Set exercise » Collect from the data below each line with "this".

Entries »
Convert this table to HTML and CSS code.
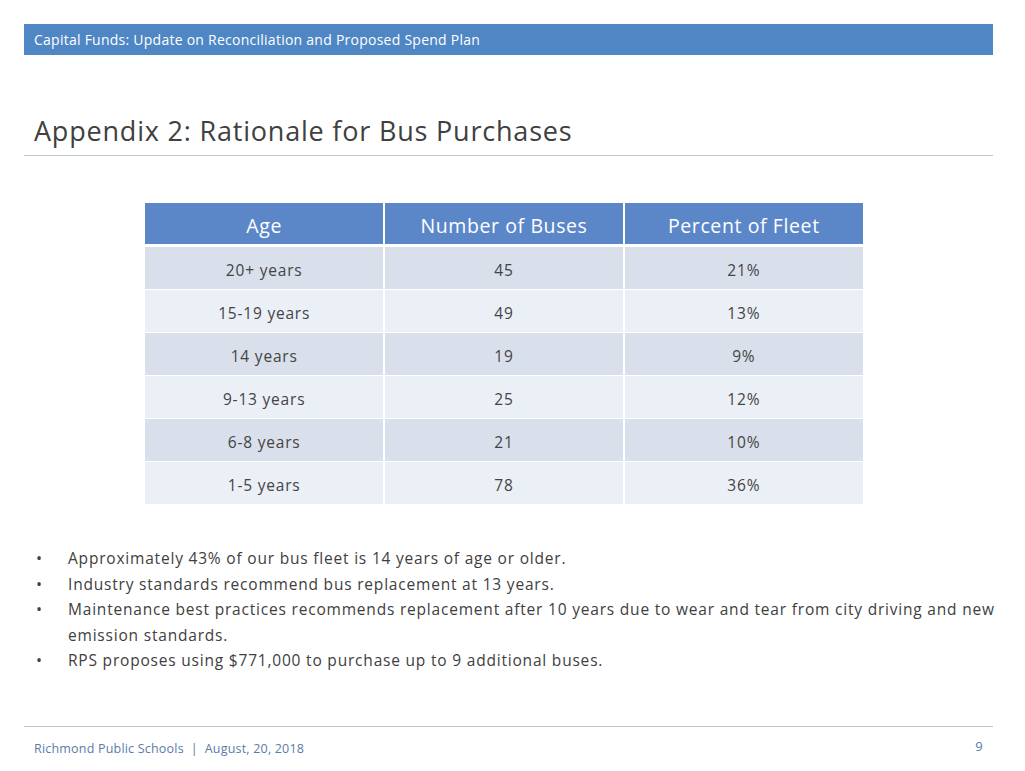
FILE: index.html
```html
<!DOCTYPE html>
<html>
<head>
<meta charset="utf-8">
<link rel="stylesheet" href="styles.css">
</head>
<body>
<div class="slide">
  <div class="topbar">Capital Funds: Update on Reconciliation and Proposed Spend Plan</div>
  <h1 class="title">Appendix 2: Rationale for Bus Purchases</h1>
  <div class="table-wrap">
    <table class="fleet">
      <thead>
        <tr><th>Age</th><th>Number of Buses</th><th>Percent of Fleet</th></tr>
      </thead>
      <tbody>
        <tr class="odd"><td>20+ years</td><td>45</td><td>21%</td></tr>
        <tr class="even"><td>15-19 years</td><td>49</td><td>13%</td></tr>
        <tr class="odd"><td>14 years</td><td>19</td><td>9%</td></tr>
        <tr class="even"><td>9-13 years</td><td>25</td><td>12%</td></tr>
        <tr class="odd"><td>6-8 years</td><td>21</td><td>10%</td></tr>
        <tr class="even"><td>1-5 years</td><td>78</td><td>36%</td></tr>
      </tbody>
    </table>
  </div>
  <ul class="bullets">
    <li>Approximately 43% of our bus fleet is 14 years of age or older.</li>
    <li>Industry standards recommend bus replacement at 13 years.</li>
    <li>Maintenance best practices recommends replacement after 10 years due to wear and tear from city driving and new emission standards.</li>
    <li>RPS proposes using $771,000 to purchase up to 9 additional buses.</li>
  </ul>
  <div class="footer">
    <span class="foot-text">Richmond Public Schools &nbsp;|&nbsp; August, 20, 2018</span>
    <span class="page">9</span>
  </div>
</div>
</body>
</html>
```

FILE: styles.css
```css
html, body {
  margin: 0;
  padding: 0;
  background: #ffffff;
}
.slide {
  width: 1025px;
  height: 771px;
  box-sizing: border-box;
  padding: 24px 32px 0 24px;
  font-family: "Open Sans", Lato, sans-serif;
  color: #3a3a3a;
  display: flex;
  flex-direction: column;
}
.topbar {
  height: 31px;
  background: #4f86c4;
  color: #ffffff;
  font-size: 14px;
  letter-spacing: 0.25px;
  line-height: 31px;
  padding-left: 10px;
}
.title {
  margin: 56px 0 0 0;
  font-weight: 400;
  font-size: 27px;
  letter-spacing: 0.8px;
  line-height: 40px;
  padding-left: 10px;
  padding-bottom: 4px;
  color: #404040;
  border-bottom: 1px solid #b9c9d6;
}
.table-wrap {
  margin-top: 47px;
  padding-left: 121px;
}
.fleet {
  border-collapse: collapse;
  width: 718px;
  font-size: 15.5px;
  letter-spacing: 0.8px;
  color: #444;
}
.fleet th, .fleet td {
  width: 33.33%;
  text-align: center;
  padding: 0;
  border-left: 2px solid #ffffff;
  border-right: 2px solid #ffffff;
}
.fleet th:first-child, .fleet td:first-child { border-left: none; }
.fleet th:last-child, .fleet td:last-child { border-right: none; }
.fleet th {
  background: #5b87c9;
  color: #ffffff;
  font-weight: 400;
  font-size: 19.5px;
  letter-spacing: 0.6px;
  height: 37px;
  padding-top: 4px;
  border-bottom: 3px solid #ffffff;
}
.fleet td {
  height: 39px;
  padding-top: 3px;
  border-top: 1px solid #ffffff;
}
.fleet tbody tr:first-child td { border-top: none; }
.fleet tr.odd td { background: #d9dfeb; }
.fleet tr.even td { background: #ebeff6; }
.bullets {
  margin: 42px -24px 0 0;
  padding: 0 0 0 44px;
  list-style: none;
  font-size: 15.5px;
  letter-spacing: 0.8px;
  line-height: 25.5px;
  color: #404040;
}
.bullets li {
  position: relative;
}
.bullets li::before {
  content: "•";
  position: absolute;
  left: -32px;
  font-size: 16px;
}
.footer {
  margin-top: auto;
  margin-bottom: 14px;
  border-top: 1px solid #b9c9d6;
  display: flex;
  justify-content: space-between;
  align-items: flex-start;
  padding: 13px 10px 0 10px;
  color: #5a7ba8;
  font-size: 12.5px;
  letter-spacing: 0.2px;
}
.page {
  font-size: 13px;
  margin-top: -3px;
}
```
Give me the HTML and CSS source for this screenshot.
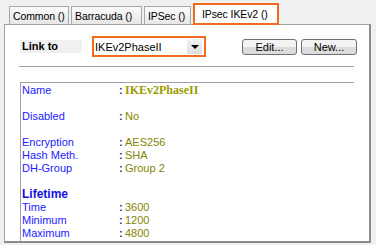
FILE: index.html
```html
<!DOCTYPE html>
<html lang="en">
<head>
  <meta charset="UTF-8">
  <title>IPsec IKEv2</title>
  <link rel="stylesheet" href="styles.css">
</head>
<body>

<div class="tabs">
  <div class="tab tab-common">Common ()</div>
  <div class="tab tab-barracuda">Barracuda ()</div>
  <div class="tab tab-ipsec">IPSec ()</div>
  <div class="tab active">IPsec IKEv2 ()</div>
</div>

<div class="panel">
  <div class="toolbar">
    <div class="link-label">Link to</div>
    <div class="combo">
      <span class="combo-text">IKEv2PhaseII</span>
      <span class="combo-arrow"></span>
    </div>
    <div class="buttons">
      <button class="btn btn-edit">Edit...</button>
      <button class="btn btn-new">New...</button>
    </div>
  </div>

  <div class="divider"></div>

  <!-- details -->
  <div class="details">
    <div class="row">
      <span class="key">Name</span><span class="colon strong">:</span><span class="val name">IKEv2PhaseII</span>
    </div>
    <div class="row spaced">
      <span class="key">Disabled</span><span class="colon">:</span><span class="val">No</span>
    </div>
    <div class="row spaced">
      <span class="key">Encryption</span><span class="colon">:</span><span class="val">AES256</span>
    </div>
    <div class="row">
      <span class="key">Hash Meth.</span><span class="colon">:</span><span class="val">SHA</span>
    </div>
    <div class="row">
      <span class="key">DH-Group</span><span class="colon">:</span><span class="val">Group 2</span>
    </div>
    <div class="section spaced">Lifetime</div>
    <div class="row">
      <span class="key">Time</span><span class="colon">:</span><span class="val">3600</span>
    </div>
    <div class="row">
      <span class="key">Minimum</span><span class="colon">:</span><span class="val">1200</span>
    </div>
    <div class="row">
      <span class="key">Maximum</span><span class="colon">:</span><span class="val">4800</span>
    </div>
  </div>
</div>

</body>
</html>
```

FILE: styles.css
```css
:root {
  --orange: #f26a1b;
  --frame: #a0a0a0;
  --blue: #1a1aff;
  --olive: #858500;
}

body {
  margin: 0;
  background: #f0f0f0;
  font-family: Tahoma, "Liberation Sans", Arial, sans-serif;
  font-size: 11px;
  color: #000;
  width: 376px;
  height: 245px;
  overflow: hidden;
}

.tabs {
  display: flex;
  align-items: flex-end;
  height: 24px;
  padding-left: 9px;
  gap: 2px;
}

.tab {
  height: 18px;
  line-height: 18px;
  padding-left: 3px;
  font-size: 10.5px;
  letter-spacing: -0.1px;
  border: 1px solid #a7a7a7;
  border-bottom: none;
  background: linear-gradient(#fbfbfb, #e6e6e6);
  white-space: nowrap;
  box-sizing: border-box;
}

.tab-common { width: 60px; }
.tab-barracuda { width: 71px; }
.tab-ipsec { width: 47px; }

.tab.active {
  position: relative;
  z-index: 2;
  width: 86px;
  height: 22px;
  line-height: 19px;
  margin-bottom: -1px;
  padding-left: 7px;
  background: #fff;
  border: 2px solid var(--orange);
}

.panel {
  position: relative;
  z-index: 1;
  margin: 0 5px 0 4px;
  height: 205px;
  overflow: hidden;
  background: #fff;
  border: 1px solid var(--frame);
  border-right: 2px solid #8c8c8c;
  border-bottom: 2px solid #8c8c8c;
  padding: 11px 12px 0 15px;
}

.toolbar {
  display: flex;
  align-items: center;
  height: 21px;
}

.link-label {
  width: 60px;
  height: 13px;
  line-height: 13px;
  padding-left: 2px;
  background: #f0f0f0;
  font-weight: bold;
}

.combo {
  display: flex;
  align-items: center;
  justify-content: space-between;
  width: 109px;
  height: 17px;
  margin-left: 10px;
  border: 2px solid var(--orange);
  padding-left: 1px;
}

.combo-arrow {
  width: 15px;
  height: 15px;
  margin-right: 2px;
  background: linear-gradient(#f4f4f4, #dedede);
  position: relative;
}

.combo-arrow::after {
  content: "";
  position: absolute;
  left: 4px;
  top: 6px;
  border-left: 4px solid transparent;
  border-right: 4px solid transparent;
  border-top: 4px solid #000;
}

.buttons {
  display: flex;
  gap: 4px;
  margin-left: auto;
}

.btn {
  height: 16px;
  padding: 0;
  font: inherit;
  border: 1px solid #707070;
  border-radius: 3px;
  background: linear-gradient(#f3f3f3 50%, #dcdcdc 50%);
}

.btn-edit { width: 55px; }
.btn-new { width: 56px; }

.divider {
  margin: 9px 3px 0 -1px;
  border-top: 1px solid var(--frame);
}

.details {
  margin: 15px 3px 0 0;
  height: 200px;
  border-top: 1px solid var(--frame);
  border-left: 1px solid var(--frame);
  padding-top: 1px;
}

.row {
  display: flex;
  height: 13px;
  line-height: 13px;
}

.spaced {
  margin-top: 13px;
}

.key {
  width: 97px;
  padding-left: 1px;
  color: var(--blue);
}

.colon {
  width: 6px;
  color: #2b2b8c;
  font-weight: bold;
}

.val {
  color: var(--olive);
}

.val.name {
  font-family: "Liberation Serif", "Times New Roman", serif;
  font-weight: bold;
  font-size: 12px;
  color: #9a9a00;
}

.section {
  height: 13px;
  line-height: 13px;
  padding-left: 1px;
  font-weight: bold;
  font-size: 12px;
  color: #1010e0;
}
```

Response to the task »
Convert this table to HTML and CSS code.
Give me the HTML and CSS source for this screenshot.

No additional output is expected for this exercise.